Lessees of operating leases recognize the lease payments as an expense on the income statement. They should provide in the financial statement disclosure a description of the lease arrangement, including any provisions, whether there is a purchase option, and any restrictions that are imposed. Also, lease payments as of the financial statement date for the next year, years 2 through 5 combined, and beyond 5 years.
Changes to Original Standards
APB Opinion No. 31
The Accounting Principles Board issued Opinion No. 31, Disclosure of Lease Commitments by Lessees, on June 1972 with an effective date of January 1, 1974. Opinion No. 31 was developed because investors, grantors, and users of financial statements acknowledged that at the time the disclosures did not provide all the information they deemed important.

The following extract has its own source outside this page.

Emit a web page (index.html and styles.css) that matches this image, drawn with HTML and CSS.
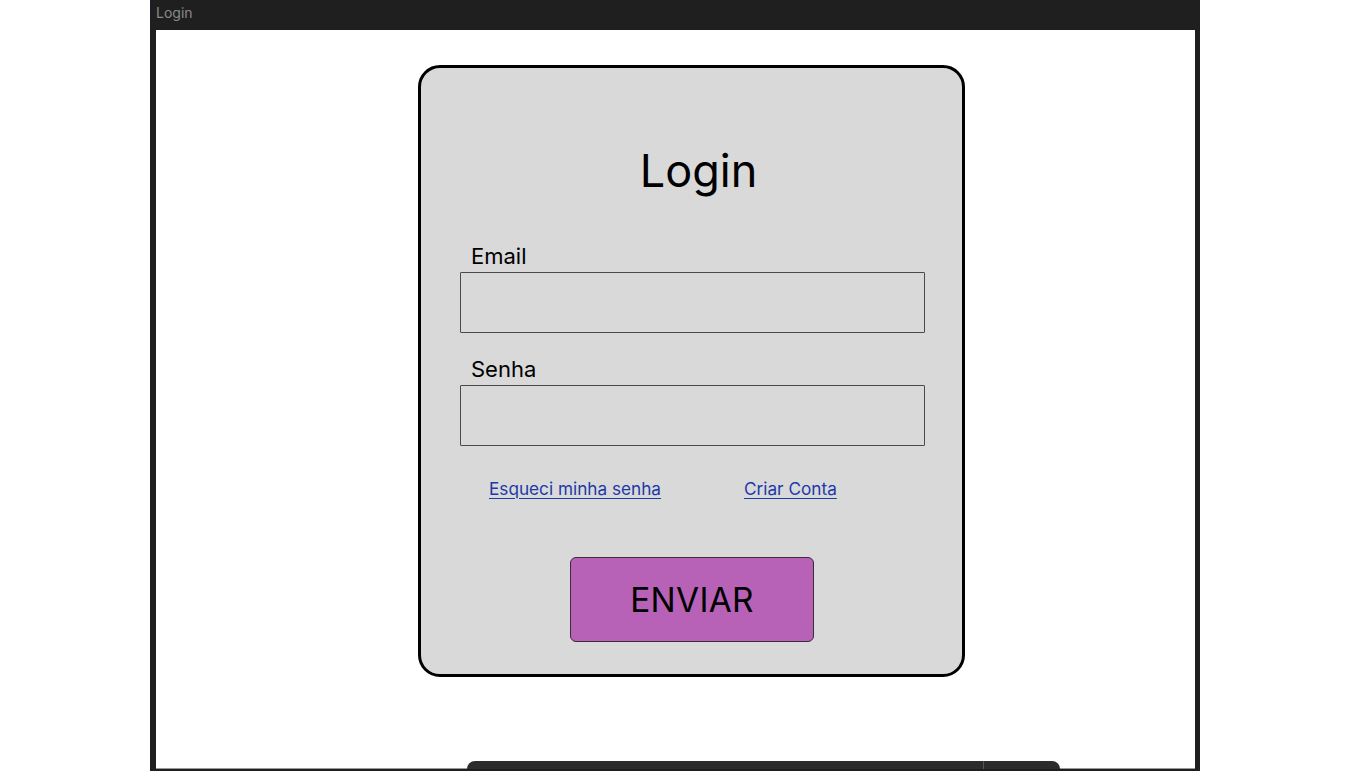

The APB issued it to clarify and now require the disclosure requirements of APB Opinion No. 5. The Board did not want to establish any disclosure requirements because the FASB had placed leases as a subject on its agenda at the time this was issued. The Board was hesitant because they did not want to bias the decision.
The Board reworded its requirements for the disclosures of operating leases. A lease that is for one year or more needs to provide the total rental expense. The minimum rental payments should be disclosed for each of the five succeeding years, each of the next three to five year periods, and the remainder should be listed as a single amount.
Additional disclosures that should be included are whether the payments are dependent upon any factors other than time, if so what is the basis for calculating the payments, is there a purchase or renewal option, and any restrictions.